_Directive_
Copy the data exactly; pictures stay out of the copy.
START Recorded data
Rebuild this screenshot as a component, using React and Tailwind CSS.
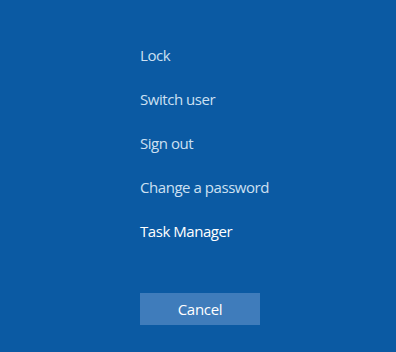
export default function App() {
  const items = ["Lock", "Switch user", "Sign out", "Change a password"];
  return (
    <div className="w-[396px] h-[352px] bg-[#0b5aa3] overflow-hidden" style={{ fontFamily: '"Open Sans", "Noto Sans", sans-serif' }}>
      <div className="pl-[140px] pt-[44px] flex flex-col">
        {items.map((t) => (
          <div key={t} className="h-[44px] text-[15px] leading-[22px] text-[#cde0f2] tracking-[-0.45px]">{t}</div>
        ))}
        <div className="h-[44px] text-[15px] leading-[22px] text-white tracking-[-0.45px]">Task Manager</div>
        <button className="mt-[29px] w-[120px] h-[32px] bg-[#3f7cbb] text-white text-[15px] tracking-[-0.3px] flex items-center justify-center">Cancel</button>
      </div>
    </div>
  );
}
END Recorded data
_Task output_
Rebuild this screenshot as a component, using React and Tailwind CSS.
export default function App() {
  const items = ["Lock", "Switch user", "Sign out", "Change a password"];
  return (
    <div className="w-[396px] h-[352px] bg-[#0b5aa3] overflow-hidden" style={{ fontFamily: '"Open Sans", "Noto Sans", sans-serif' }}>
      <div className="pl-[140px] pt-[44px] flex flex-col">
        {items.map((t) => (
          <div key={t} className="h-[44px] text-[15px] leading-[22px] text-[#cde0f2] tracking-[-0.45px]">{t}</div>
        ))}
        <div className="h-[44px] text-[15px] leading-[22px] text-white tracking-[-0.45px]">Task Manager</div>
        <button className="mt-[29px] w-[120px] h-[32px] bg-[#3f7cbb] text-white text-[15px] tracking-[-0.3px] flex items-center justify-center">Cancel</button>
      </div>
    </div>
  );
}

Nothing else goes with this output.